The tool has already found buyers. Within 60 days of its release in March 2026, licensing of PAI reached 11 million dollars in annual recurring revenue, a sign that other creators see value in the plumbing even as Shen keeps her eyes on the larger prize.
Money and momentum
The financial arc has been steep. The company reported 750 thousand dollars in revenue in 2024, then roughly 7.5 million dollars in just the first half of 2025, with the full year expected to land under 50 million dollars. Investors have taken notice. NBA star Carmelo Anthony put in a sum estimated near 5 million dollars, and the roster of early backers includes PlutoTV and Tom Ryan, the former president of Paramount Plus. The company has been valued at around one billion dollars.
The projects are getting bigger to match. A partnership with the producer Marco Weber lined up an ambitious science fiction series called Space Nation, attached to director Roland Emmerich, alongside a historical epic titled Cortes built on a script from Nicholas Kazan. Together those two projects carry a combined value near 110 million dollars in pre sold distribution, and Shen has pulled in international broadcasters including Globo TV in Brazil and ZDF Studios in Germany.
A very crowded field
She is far from alone in chasing this future. More than 65 AI studios have launched since 2022, among them Asteria Film Co., which raised 84 million dollars, along with names like Promise AI, Holywater, and B5 Studios. The competition is fierce, the technology is moving faster than the rules around it, and the creative community remains deeply split on whether any of this belongs in a real production pipeline.

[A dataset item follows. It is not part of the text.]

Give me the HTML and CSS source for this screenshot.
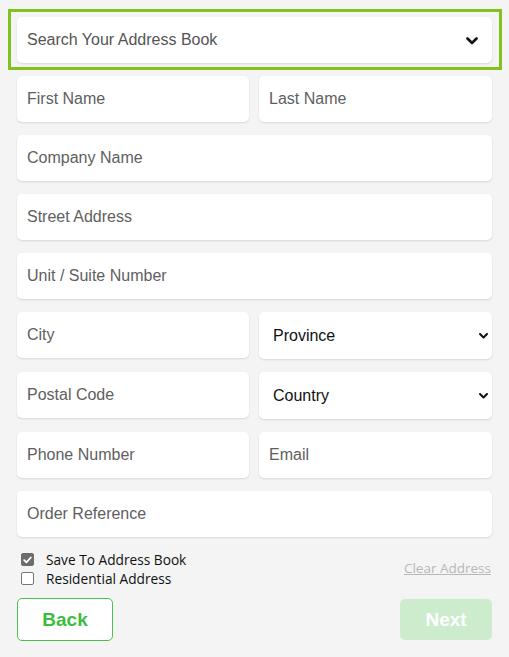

What sets Shen apart is less the software and more the appetite. She is not positioning Utopai as a vendor selling shovels during a gold rush. She wants to be the one holding the finished movie, the distribution deals, and the upside that comes with them. If the bet works, she will not just have built a tool that Hollywood uses. She will have become a studio that Hollywood has to reckon with, and she will have done it before turning 30.